The Ministry of Information (MOI) is the focus of a major AHRC-funded research project undertaken by Professor Simon Eliot of the Institute of English Studies in collaboration with Paul Vetch of the Department of Digital Humanities at King’s College London. This introductory blog post by the project’s first postdoctoral fellow, Henry Irving, explains why the Ministry deserves such attention.
The Ministry of Information (MOI) established by the British government during the Second World War was regarded as an anomaly by many of its contemporaries. Responsible for a range of functions, from censorship to the monitoring of morale, it was set up to meet a national emergency. The idea that its work might continue beyond the end of the conflict was simply not contemplated by those responsible for its creation.
Unlike similar temporary departments, such as the Ministry of Food, the MOI has never been the subject of an official history. It is one of the few parts of the British war effort to have been spared such an honour.
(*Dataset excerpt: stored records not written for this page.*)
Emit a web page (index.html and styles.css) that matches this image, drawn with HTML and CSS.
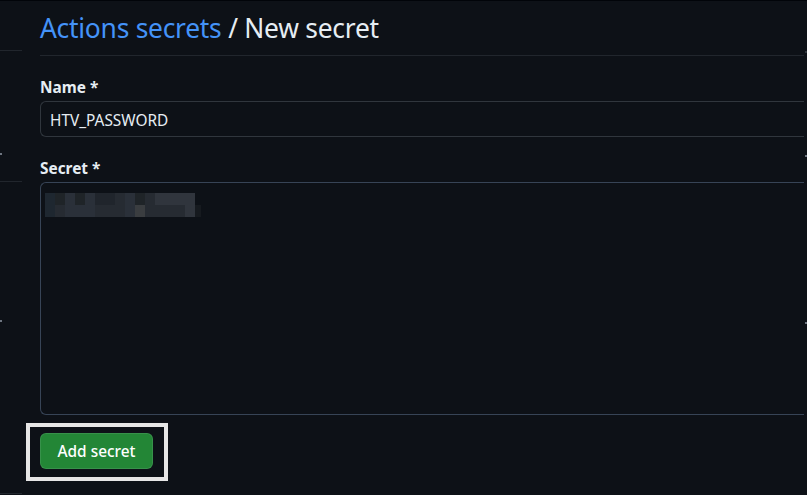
FILE: index.html
```html
<!DOCTYPE html>
<html lang="en">
<head>
<meta charset="utf-8">
<title>New secret</title>
<link rel="stylesheet" href="styles.css">
</head>
<body>
<div class="page">
  <aside class="sidebar">
    <div class="side-item side-a"></div>
    <div class="side-item side-b"><span class="tick tick-b"></span></div>
    <div class="side-item side-c"><span class="tick tick-c"></span></div>
  </aside>
  <main class="main">
    <h1 class="title"><a class="crumb" href="#">Actions secrets</a> / New secret</h1>
    <form class="form">
      <div class="group group-name">
        <label class="label" for="name">Name *</label>
        <div class="input">HTV_PASSWORD</div>
      </div>
      <div class="group">
        <label class="label" for="secret">Secret *</label>
        <div class="textarea">
          <div class="blur">
            <div class="blur-row">
              <span class="b b1"></span><span class="b b2"></span><span class="b b5"></span><span class="b b2"></span><span class="b b5"></span><span class="b b3"></span><span class="b b3"></span><span class="b b4"></span><span class="b b5"></span><span class="b b2"></span><span class="b b4"></span><span class="b b6"></span><span class="b b6"></span><span class="b b6"></span><span class="b b6"></span>
            </div>
            <div class="blur-row">
              <span class="b b1"></span><span class="b b4"></span><span class="b b5"></span><span class="b b5"></span><span class="b b5"></span><span class="b b4"></span><span class="b b4"></span><span class="b b4"></span><span class="b b5"></span><span class="b b7"></span><span class="b b4"></span><span class="b b4"></span><span class="b b4"></span><span class="b b4"></span><span class="b b6"></span><span class="b b8"></span>
            </div>
          </div>
        </div>
      </div>
      <div class="highlight">
        <button class="btn" type="button">Add secret</button>
      </div>
    </form>
  </main>
  <div class="edge">
    <span class="edge-mark edge-a"></span>
    <span class="edge-mark edge-b"></span>
    <span class="edge-mark edge-c"></span>
  </div>
</div>
</body>
</html>
```

FILE: styles.css
```css
* { box-sizing: border-box; }
html, body { margin: 0; padding: 0; }
body {
  background: #0d1117;
  color: #e6edf3;
  font-family: "Noto Sans", "Liberation Sans", sans-serif;
  height: 495px;
  overflow: hidden;
  border-top: 1px solid #010409;
}
.page {
  display: flex;
  height: 494px;
}
.sidebar {
  width: 22px;
  flex: none;
  display: flex;
  flex-direction: column;
}
.side-item {
  border-bottom: 1px solid #21262d;
  position: relative;
}
.side-a { height: 50px; }
.side-b { height: 131px; }
.side-c { height: 312px; }
.tick {
  position: absolute;
  left: 0;
  width: 2px;
  height: 2px;
  background: #6e7681;
}
.tick-b { top: 102px; }
.tick-c { top: 138px; }
.main {
  flex: 1;
  margin-left: 18px;
  min-width: 0;
}
.title {
  margin: 0;
  padding-top: 11px;
  height: 55px;
  border-bottom: 1px solid #21262d;
  font-size: 26.4px;
  font-weight: 400;
  line-height: 33px;
  color: #e6edf3;
  letter-spacing: -0.25px;
}
.crumb {
  color: #4493f8;
  text-decoration: none;
}
.form {
  display: flex;
  flex-direction: column;
  padding-top: 20px;
}
.group {
  display: flex;
  flex-direction: column;
  margin-bottom: 18px;
}
.group-name { margin-bottom: 20px; }
.label {
  font-size: 15.4px;
  font-weight: 700;
  line-height: 23px;
  margin-bottom: 2px;
  color: #e6edf3;
}
.input {
  height: 36px;
  border: 1px solid #30363d;
  border-right: none;
  border-radius: 6px 0 0 6px;
  padding: 4px 9px 0;
  font-size: 15.4px;
  line-height: 30px;
  color: #e6edf3;
}
.textarea {
  height: 233px;
  border: 1px solid #374456;
  border-right: none;
  border-radius: 6px 0 0 6px;
  padding: 10px 4px;
}
.blur {
  display: flex;
  flex-direction: column;
}
.blur-row {
  display: flex;
  height: 12px;
}
.b {
  width: 10px;
  height: 12px;
  flex: none;
}
.b1 { background: #1e2730; }
.b2 { background: #1f2428; }
.b3 { background: #20252c; }
.b4 { background: #262b32; }
.b5 { background: #2a3039; }
.b6 { background: #30353d; }
.b7 { background: #3a3d40; }
.b8 { background: #161a1f; width: 6px; }
.highlight {
  align-self: flex-start;
  margin-left: -14px;
  margin-top: -10px;
  border: 4px solid #e6e6e6;
  padding: 6px 11px 8px 10px;
  display: flex;
}
.btn {
  width: 113px;
  height: 36px;
  background: #238636;
  border: 1px solid rgba(240, 246, 252, 0.1);
  border-radius: 6px;
  color: #ffffff;
  font-family: "Noto Sans", "Liberation Sans", sans-serif;
  font-size: 15.4px;
  font-weight: 500;
  padding: 0;
}
.edge {
  width: 3px;
  flex: none;
  position: relative;
}
.edge-mark {
  position: absolute;
  left: 1px;
  width: 2px;
  height: 2px;
  background: #6e7681;
}
.edge-a { top: 50px; background: #30363d; }
.edge-b { top: 154px; }
.edge-c { top: 321px; }
```
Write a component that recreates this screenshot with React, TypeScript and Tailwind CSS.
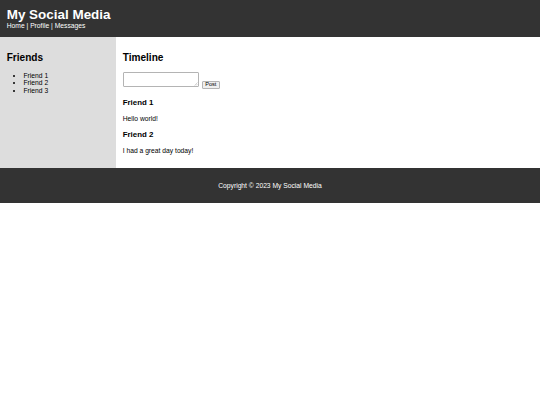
const friends = ["Friend 1", "Friend 2", "Friend 3"];

const posts = [
  { author: "Friend 1", text: "Hello world!" },
  { author: "Friend 2", text: "I had a great day today!" },
];

export default function App() {
  return (
    <div className="font-['Liberation_Sans',Arial,sans-serif] text-[6.72px] leading-[1.149] text-black bg-white min-h-[405px]">
      <header className="bg-[#333] text-white p-[6.72px]">
        <h1 className="text-[13.44px] font-bold leading-[1.149]">My Social Media</h1>
        <nav>
          <a className="text-white">Home</a> | <a className="text-white">Profile</a> |{" "}
          <a className="text-white">Messages</a>
        </nav>
      </header>

      <div className="flex">
        <aside className="w-[116px] shrink-0 bg-[#ddd] p-[6.72px]">
          <h2 className="text-[10.08px] font-bold leading-[1.149] mt-[8.37px] mb-[8.37px]">Friends</h2>
          <ul className="list-disc pl-[16.8px]">
            {friends.map((f) => (
              <li key={f}>{f}</li>
            ))}
          </ul>
        </aside>

        <main className="flex-1 p-[6.72px]">
          <h2 className="text-[10.08px] font-bold leading-[1.149] mt-[8.37px] mb-[8.37px]">Timeline</h2>
          <form className="flex items-start h-[18.5px]" onSubmit={(e) => e.preventDefault()}>
            <div className="relative">
              <textarea className="block w-[76.5px] h-[15.3px] border border-[#b4b4b4] rounded-[1px] resize-none bg-white text-[5.6px] p-[1px]" />
              <svg
                className="absolute right-[1px] bottom-[1px]"
                width="4"
                height="4"
                viewBox="0 0 4 4"
              >
                <path d="M0.5 3.5 L3.5 0.5 M2 3.5 L3.5 2" stroke="#aaa" strokeWidth="0.5" />
              </svg>
            </div>
            <button
              type="submit"
              className="ml-[2.5px] mt-[9.4px] h-[7.6px] px-[2.5px] text-[5.6px] leading-none border border-[#b4b4b4] rounded-[1px] bg-[#efefef] text-black"
            >
              Post
            </button>
          </form>
          {posts.map((p) => (
            <div key={p.author}>
              <h3 className="text-[7.86px] font-bold leading-[1.149] mt-[7.86px] mb-[7.86px]">{p.author}</h3>
              <p className="my-[6.72px]">{p.text}</p>
            </div>
          ))}
        </main>
      </div>

      <footer className="bg-[#333] text-white text-center p-[6.72px]">
        <p className="my-[6.72px]">Copyright © 2023 My Social Media</p>
      </footer>
    </div>
  );
}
Even more surprisingly, a renewed interest in its outputs (mythologised by the ubiquitous ‘Keep Calm and Carry On’ message) has yet to encourage a full appreciation of its roles and responsibilities.
The lack of interest can perhaps be explained by the fact that the MOI has been remembered as a failure. It was an organisation responsible for issuing news and encouraging public opinion that appeared to understand neither the press nor public relations. An organisation that fell apart within four weeks of its creation and which took two and a half years to rebuild. It was once satirised by contemporaries as the ‘Ministry of No Comment’, and a former minister believed ‘there [was] no place in the British scheme of government for [the Ministry]’.
Existing historical accounts have tended to echo these sentiments. Armed with vivid anecdotes about MOI officials refusing to divulge the content of leaflets dropped over Germany to American newspapers lest the information ‘aid the enemy’, it is easy to see why this has been the case.
However, by focusing on the MOI’s initial difficulties, historians have tended to paint a somewhat distorted picture of this extraordinary institution. The MOI was after all simultaneously responsible for communicating information to the domestic population; presenting the British war effort to those in allied and neutral countries; providing other parts of government with accurate reports of public opinion; and operating systems of censorship that covered many parts of the media. It is to be expected that these sometime conflicting functions would create serious internal and external tensions.
One aim of our project is to increase an understanding of these tensions. Approaching the MOI as a study in communications history, it will explore the complex relationships that developed between the department and its audiences. Moreover, by carefully tracing developments across the entire Second World War period, these findings will be used to assess the extent to which the MOI learned from its mistakes and successfully adapted to changing circumstances. As the same former minister explained, we must remember that any department like the MOI ‘is an organism, not a machine’.